Chad Westra is a second-year History PhD student with a primary interest in modern China and secondary interests in Japanese history and Japanese empire. His research examines social, political, and economic transformations in China through the lens of paper. He hopes to develop Japanese language skills that will allow him to incorporate Japanese scholarship and primary sources into his research. With FLAS support this year, Chad is taking second-year Japanese language courses and various courses on the history of premodern and modern Japan.
 

Julia Williams (She/Her, Chinese)

Julia is a fourth-year undergraduate student majoring in Chinese and Political Science with a focus on international security and minoring in data science. She is additionally a member of the Chinese Language Flagship program at UW. This program provides students with support to pursue Chinese language studies and the opportunity to travel abroad and gain greater Chinese language skills. Julia also works as a Handshake Data Specialist for the UW Career and Internship Center. In this role, she works with data review and analysis on the UW Handshake website.

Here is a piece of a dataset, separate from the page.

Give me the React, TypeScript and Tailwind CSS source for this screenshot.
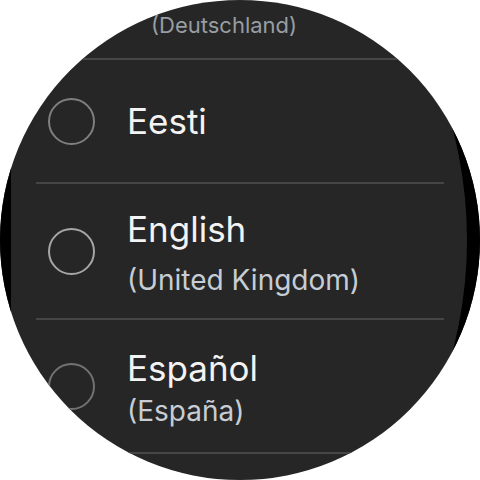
import React from "react";

type Lang = { title: string; sub?: string; ring: string; subGap: string; shift: string; h: string };

const langs: Lang[] = [
  { title: "Eesti", ring: "border-[#7f7f7f]", subGap: "", shift: "", h: "h-[122px]" },
  { title: "English", sub: "(United Kingdom)", ring: "border-[#a6a6a6]", subGap: "mt-[10px]", shift: "mt-[4px]", h: "h-[134px]" },
  { title: "Español", sub: "(España)", ring: "border-[#727272]", subGap: "mt-[2px]", shift: "mt-[3px]", h: "h-[132px]" },
];

function Divider() {
  return <div className="mx-[36px] h-[2px] shrink-0 bg-[#484645]" />;
}

export default function App() {
  return (
    <div className="w-[480px] h-[480px] bg-white" style={{ fontFamily: 'Inter, "Open Sans", sans-serif' }}>
      <div className="w-[480px] h-[480px] rounded-[240px] overflow-hidden bg-[#262626] shadow-[inset_-212px_0_0_-199px_#000,inset_571px_0_0_-560px_#000] flex flex-col">
        {/* tail of the previous item, scaled down near the edge */}
        <div className="h-[58px] shrink-0 flex items-end pb-[19px] pl-[151px]">
          <span className="text-[22px] leading-[28px] text-[#979da3]">(Deutschland)</span>
        </div>
        <Divider />
        {langs.map((l) => (
          <React.Fragment key={l.title}>
            <div className={`${l.h} shrink-0 flex items-center pl-[48px]`}>
              <div className={`w-[47px] h-[47px] rounded-full border-2 ${l.ring} shrink-0`} />
              <div className={`ml-[32px] flex flex-col ${l.shift}`}>
                <span className="text-[35px] leading-[44px] text-[#f3f3f3]">{l.title}</span>
                {l.sub && (
                  <span className={`text-[28px] leading-[38px] text-[#c6cdd5] ${l.subGap}`}>{l.sub}</span>
                )}
              </div>
            </div>
            <Divider />
          </React.Fragment>
        ))}
      </div>
    </div>
  );
}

Julia began studying Chinese in high school and is now in her eighth year of studying Chinese. The FLAS Fellowship has given her the opportunity to continue her passion for language learning, while also helping to further her East Asian areas studies. This fellowship will allow Julia to focus on Taiwan and the ever-present issue of international security. Julia hopes to pursue a career that involves her interest in international security and Chinese language capabilities in the future.